We know $\mathbf{\hat{y}} = X\mathbf{w}$ and $A$ is the subspace in which $\mathbf{\hat{y}}$ lies (so the columns of the $X$ matrix define the subspace $A$).
$\mathbf{\hat{y}}$ (2-dimensional vector) is a projection of $\mathbf{y}$ (3-dimensional vector) onto $A$ (see image).
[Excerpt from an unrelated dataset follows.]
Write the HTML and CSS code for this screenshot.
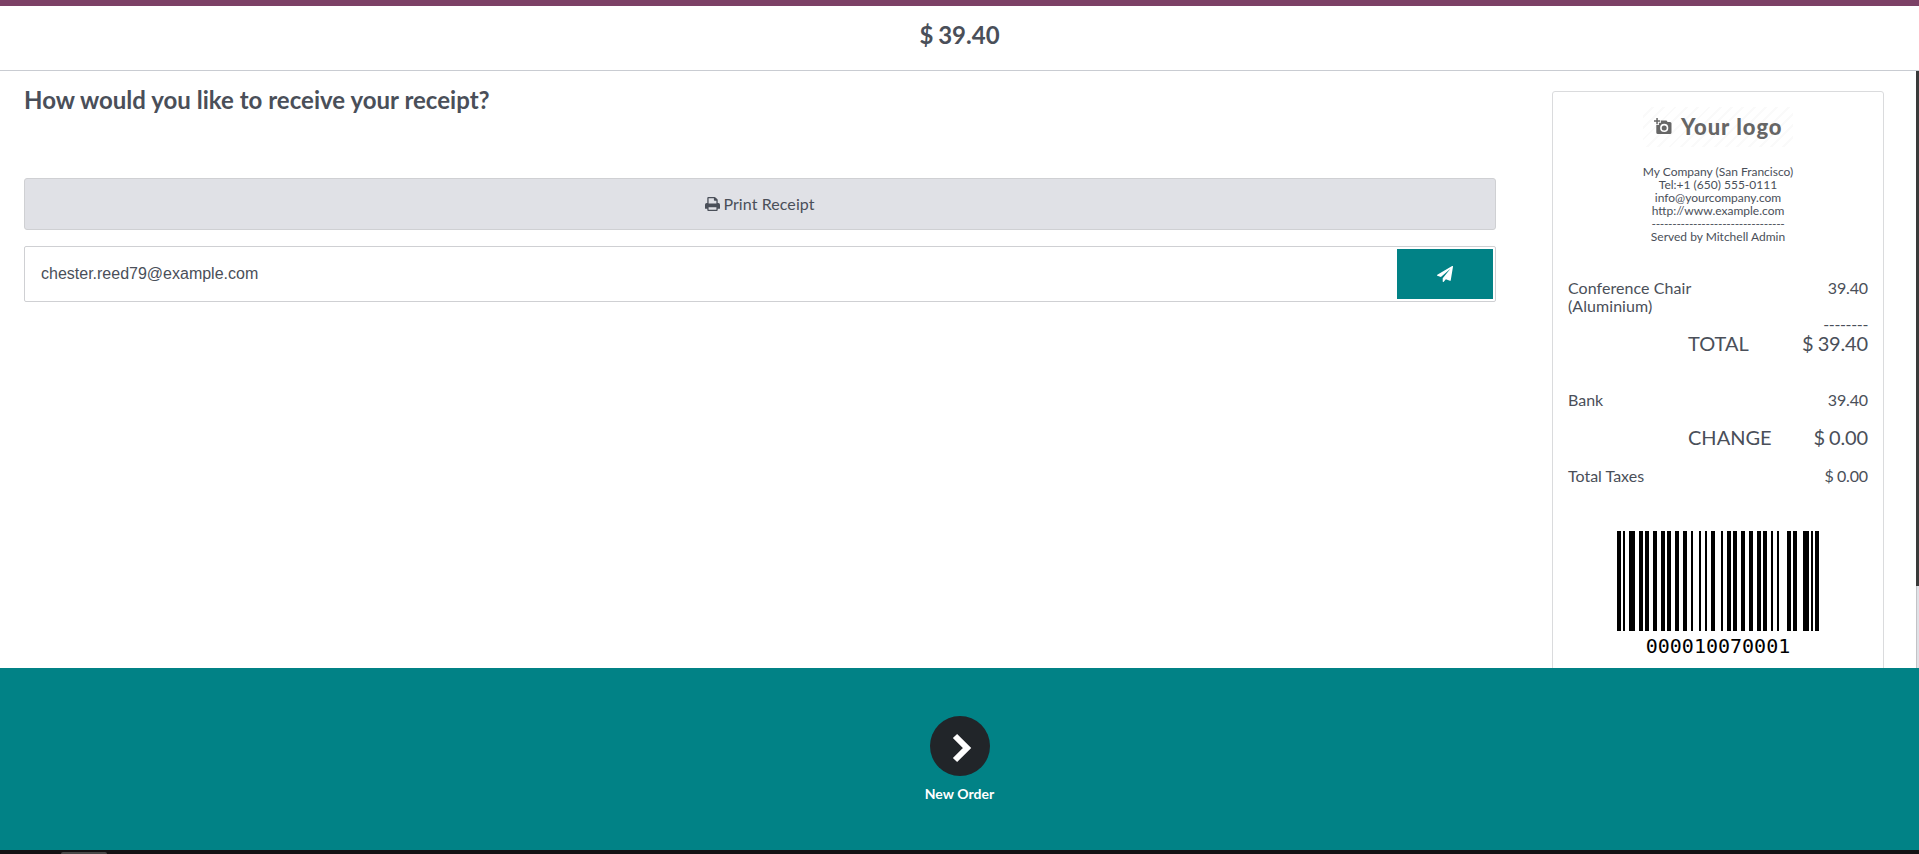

The transformation of $\mathbf{y}$ to $\mathbf{\hat{y}}$ is $\mathbf{\hat{y}} = B\mathbf{y}$. So what is the matrix $B$, in terms of $X$?
I figured it out.
Basically, since $\mathbf{\hat{y}}$ is a projection of $\mathbf{y}$, then $\mathbf{y}-\mathbf{\hat{y}}$, which is $\mathbf{y}-X\mathbf{w}$, is orthogonal to the subspace defined by the columns of $X$. So: $$X^T(\mathbf{y}-X\mathbf{w})=0$$ $$X^TX\mathbf{w}=X^T\mathbf{y}$$ $$\mathbf{w}=(X^TX)^{-1}X^T\mathbf{y}$$ And: $$\mathbf{\hat{y}}=X\mathbf{w}=X(X^TX)^{-1}X^T\mathbf{y}$$ Therefore $B=X(X^TX)^{-1}X^T$.